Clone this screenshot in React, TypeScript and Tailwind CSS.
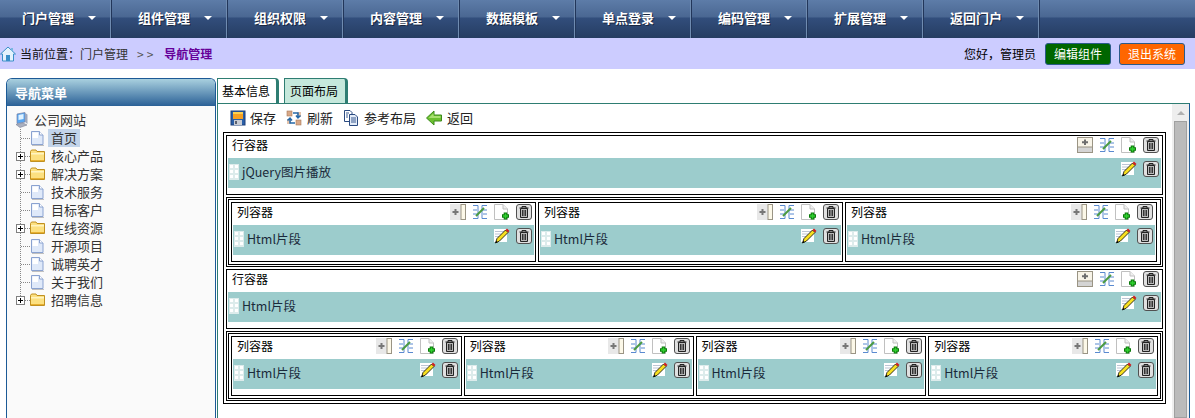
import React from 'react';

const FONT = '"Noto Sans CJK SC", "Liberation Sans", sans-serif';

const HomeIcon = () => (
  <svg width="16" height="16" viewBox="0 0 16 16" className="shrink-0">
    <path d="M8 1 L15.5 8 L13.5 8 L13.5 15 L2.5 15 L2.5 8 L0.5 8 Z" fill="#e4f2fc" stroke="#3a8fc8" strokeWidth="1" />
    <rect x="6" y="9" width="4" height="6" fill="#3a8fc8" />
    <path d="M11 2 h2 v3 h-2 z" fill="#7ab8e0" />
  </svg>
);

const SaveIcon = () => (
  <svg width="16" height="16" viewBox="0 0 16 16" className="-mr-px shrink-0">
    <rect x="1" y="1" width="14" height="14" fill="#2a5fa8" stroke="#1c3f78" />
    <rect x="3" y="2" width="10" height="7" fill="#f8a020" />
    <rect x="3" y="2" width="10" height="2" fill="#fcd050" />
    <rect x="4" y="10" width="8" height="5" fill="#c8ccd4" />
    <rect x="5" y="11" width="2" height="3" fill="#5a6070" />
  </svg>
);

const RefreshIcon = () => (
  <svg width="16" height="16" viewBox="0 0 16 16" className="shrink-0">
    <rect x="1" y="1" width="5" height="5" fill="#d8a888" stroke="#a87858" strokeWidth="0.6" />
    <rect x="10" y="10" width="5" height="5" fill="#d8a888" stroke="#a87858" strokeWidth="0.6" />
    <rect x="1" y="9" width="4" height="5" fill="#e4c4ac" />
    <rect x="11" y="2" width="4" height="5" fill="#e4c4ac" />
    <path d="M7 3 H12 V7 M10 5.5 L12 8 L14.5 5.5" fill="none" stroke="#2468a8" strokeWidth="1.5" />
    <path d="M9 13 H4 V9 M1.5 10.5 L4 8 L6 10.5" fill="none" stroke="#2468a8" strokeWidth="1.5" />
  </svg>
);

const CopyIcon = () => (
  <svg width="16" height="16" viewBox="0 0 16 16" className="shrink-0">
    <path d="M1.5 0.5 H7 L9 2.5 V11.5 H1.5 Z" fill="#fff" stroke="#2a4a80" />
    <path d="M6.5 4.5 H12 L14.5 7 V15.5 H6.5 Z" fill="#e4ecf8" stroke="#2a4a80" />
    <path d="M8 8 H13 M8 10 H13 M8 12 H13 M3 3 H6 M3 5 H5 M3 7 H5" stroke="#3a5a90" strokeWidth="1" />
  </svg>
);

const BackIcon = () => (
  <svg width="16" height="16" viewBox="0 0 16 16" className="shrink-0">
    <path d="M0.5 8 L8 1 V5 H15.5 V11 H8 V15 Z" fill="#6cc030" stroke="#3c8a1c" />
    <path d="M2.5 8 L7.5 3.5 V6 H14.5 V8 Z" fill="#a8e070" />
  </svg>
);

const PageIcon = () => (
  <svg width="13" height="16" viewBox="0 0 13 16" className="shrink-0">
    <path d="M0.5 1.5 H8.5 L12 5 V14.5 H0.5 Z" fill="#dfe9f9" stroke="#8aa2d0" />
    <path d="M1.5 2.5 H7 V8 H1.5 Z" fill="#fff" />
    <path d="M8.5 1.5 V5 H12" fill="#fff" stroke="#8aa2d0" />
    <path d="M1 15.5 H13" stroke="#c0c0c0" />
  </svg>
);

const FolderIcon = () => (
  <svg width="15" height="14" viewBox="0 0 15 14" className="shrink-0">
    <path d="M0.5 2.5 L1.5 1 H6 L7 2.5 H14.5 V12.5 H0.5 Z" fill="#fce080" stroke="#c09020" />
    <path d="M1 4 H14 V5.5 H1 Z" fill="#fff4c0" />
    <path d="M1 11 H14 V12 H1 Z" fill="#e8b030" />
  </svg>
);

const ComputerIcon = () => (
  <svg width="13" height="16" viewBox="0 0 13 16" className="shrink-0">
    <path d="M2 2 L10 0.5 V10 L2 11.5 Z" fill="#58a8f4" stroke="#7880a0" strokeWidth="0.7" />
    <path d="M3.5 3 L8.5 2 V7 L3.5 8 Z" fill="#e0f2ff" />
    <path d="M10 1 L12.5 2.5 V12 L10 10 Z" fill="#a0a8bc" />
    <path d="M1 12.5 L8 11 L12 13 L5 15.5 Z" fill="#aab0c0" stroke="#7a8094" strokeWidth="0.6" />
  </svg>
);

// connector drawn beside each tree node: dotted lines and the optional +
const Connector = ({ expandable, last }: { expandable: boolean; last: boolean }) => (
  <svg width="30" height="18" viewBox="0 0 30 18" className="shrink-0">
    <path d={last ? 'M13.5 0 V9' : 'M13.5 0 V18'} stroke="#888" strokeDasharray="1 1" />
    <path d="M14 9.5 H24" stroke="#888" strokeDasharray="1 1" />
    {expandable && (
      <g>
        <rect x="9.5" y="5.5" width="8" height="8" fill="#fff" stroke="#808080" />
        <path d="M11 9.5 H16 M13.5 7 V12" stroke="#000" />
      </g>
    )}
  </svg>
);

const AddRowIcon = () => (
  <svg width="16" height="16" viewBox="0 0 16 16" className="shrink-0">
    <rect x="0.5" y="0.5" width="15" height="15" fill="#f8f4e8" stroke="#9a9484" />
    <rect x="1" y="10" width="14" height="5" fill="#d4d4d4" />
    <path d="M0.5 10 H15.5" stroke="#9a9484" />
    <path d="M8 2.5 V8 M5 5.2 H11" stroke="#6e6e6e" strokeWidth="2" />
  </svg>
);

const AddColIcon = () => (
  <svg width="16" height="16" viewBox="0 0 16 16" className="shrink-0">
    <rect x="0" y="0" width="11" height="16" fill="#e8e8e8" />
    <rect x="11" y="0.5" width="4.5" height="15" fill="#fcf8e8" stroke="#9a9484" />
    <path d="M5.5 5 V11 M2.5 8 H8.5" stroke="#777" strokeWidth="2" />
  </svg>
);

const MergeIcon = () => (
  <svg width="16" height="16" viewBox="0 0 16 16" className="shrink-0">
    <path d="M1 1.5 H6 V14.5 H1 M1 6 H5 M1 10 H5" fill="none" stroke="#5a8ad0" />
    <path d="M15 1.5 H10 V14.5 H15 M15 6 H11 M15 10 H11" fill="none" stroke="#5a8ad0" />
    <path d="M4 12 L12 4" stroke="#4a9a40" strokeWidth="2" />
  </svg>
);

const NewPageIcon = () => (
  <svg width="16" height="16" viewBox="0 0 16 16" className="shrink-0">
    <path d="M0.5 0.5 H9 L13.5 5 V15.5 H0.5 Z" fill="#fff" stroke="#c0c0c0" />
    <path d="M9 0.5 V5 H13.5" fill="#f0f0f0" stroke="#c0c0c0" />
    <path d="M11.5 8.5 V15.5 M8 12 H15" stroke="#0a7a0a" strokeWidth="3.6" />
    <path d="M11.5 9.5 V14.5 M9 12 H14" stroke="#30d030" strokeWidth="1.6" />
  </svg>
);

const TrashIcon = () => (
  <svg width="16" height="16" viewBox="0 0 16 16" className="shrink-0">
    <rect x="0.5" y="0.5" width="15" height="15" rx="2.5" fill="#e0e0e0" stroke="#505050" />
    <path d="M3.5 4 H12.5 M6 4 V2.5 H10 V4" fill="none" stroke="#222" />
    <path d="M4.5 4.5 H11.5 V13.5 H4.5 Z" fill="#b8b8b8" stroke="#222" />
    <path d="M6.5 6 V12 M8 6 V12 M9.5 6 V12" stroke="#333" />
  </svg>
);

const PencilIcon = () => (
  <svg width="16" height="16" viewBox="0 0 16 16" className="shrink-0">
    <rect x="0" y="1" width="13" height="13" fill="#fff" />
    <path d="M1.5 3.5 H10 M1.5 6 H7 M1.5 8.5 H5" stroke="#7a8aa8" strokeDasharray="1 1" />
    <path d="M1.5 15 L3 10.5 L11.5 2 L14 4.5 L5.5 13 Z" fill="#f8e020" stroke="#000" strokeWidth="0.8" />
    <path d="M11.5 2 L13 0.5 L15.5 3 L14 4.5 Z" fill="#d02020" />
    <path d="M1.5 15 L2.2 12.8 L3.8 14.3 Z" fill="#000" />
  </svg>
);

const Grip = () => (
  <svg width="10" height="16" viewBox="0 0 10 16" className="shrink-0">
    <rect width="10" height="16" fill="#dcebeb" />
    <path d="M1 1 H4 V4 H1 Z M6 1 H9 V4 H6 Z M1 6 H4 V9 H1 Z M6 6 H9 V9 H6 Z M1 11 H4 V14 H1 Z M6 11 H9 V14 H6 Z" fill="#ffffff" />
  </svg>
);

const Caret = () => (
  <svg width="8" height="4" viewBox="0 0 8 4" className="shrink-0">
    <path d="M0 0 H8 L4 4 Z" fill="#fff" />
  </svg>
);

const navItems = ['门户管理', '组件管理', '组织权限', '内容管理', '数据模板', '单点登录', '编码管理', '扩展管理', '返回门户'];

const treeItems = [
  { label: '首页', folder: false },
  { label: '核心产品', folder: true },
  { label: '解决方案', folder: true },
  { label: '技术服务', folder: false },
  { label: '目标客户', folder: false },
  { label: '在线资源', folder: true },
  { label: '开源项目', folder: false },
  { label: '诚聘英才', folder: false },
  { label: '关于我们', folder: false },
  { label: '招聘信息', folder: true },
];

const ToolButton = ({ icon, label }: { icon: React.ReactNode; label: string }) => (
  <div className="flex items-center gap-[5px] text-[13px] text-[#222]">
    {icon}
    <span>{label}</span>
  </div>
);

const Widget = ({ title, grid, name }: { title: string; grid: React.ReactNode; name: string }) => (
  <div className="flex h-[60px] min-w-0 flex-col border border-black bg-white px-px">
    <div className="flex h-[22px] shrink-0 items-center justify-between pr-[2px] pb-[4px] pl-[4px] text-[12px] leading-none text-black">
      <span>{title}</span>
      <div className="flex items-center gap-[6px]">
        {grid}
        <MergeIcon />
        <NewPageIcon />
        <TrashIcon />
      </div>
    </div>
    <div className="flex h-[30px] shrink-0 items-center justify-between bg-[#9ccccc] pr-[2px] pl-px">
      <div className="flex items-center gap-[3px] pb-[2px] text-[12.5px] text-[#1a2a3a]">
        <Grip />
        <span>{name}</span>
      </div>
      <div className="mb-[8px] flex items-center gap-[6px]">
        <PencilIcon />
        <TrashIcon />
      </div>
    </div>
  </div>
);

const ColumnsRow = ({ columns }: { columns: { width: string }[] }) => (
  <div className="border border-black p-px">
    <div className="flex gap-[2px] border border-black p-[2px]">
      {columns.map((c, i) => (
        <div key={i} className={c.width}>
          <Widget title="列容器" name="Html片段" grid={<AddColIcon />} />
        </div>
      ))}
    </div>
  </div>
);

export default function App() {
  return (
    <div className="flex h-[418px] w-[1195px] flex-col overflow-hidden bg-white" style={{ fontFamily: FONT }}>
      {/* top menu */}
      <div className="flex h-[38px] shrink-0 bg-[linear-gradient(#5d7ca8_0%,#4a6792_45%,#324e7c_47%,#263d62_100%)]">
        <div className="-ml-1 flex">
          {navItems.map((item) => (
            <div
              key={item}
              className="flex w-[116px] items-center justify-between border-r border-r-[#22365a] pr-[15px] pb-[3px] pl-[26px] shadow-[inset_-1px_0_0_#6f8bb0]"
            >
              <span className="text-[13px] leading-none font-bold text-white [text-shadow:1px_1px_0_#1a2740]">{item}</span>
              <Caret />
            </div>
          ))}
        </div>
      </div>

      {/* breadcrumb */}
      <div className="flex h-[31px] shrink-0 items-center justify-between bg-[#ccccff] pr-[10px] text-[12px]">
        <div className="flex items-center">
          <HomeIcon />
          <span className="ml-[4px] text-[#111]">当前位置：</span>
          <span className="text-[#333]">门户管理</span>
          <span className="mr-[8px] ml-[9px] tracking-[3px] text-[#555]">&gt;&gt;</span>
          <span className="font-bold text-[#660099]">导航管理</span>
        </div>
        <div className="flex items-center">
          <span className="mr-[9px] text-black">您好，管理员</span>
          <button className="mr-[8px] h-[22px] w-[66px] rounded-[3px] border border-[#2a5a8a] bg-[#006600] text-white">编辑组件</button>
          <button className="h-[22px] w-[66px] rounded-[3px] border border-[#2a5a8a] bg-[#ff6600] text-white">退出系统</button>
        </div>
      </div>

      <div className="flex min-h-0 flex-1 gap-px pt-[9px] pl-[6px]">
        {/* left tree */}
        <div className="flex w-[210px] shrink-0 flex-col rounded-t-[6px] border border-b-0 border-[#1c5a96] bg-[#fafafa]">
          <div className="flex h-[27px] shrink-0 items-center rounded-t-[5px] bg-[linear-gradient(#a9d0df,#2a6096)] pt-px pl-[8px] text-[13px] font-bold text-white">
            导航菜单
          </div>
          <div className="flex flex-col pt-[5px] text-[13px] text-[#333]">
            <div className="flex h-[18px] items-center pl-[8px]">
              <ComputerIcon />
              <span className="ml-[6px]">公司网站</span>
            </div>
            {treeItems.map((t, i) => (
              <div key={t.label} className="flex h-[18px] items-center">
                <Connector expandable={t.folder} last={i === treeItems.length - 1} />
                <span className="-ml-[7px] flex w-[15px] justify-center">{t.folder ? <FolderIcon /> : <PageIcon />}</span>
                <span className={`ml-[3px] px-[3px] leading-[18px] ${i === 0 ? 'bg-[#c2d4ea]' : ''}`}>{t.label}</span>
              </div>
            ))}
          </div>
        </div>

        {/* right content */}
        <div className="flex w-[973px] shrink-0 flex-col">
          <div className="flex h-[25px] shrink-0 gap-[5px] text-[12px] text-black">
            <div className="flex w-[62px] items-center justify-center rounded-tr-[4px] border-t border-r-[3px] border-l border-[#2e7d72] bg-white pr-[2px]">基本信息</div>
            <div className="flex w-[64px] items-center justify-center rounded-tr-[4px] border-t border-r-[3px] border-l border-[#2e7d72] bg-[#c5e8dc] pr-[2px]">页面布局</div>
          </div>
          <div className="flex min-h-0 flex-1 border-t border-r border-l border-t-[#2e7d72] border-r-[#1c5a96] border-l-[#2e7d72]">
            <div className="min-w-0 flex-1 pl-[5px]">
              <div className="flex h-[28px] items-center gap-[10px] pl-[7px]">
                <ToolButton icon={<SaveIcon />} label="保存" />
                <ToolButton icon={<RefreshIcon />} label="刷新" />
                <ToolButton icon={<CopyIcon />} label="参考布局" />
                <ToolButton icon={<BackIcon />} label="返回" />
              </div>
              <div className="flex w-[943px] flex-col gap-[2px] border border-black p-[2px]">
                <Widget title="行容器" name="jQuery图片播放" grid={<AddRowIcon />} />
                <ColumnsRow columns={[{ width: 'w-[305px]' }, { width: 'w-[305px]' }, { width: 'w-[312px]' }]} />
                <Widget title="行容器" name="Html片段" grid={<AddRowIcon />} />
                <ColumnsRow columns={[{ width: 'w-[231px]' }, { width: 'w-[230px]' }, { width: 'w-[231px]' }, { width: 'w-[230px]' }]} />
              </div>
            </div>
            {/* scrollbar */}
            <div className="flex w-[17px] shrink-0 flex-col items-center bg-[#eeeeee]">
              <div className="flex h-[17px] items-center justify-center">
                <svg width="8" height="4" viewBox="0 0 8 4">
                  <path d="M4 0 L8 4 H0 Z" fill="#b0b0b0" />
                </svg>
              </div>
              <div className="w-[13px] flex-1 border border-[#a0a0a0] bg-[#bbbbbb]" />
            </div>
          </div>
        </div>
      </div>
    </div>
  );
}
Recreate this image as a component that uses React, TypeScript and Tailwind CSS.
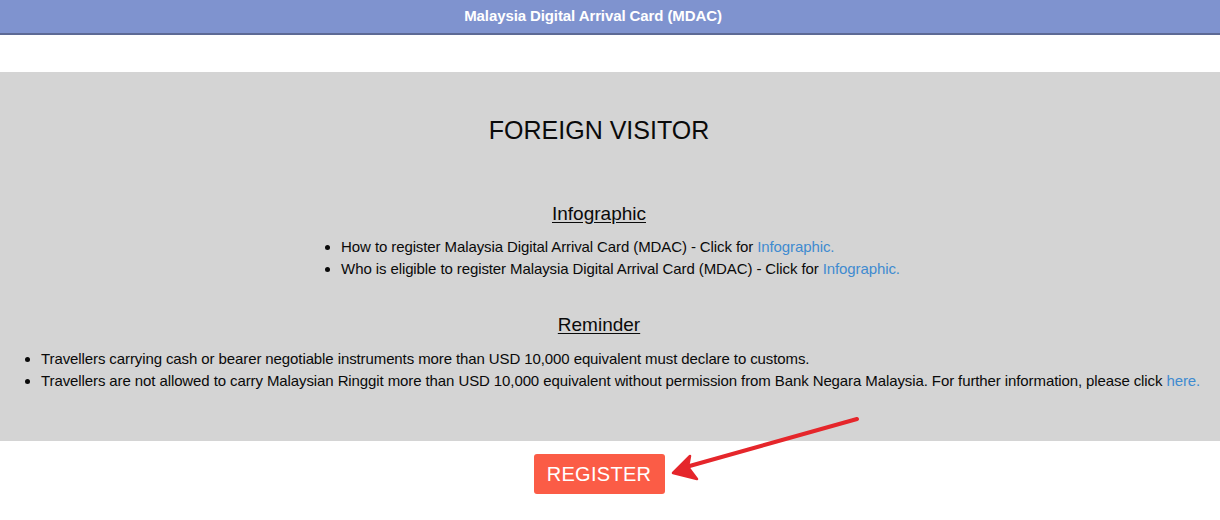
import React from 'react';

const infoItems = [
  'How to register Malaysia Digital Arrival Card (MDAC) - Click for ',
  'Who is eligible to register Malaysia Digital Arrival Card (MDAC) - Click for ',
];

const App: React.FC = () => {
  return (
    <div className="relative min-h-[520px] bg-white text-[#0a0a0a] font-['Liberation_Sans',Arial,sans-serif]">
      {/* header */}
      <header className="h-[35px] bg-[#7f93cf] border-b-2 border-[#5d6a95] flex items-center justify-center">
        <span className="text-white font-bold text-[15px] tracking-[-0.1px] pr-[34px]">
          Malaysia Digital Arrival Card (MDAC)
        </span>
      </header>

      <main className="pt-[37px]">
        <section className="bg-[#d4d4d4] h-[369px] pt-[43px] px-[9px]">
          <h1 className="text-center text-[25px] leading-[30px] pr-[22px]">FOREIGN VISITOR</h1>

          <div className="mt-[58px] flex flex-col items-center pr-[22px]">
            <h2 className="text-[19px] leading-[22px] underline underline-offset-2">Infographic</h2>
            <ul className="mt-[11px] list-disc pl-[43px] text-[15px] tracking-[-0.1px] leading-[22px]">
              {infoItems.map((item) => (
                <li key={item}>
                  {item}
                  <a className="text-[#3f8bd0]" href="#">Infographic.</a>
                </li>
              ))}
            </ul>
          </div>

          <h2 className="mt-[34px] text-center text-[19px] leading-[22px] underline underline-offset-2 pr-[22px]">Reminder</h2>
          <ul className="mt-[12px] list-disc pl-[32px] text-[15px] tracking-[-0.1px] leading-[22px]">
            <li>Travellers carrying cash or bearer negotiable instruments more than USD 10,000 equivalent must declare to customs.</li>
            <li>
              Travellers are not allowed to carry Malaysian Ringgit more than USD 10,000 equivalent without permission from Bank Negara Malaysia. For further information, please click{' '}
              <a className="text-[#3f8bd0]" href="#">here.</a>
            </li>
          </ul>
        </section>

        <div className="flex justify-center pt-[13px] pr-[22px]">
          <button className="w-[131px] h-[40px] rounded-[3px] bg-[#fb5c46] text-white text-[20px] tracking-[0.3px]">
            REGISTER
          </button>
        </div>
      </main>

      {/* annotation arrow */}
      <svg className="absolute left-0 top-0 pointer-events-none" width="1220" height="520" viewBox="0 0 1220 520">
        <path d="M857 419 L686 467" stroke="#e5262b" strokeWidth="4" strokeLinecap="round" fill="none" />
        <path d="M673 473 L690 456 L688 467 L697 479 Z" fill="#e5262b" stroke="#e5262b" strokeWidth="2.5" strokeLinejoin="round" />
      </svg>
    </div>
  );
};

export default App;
++++++++
- Work to do -
Pull out every line above that holds the word "TypeScript".

- Finished answer -
Clone this screenshot in React, TypeScript and Tailwind CSS.
Recreate this image as a component that uses React, TypeScript and Tailwind CSS.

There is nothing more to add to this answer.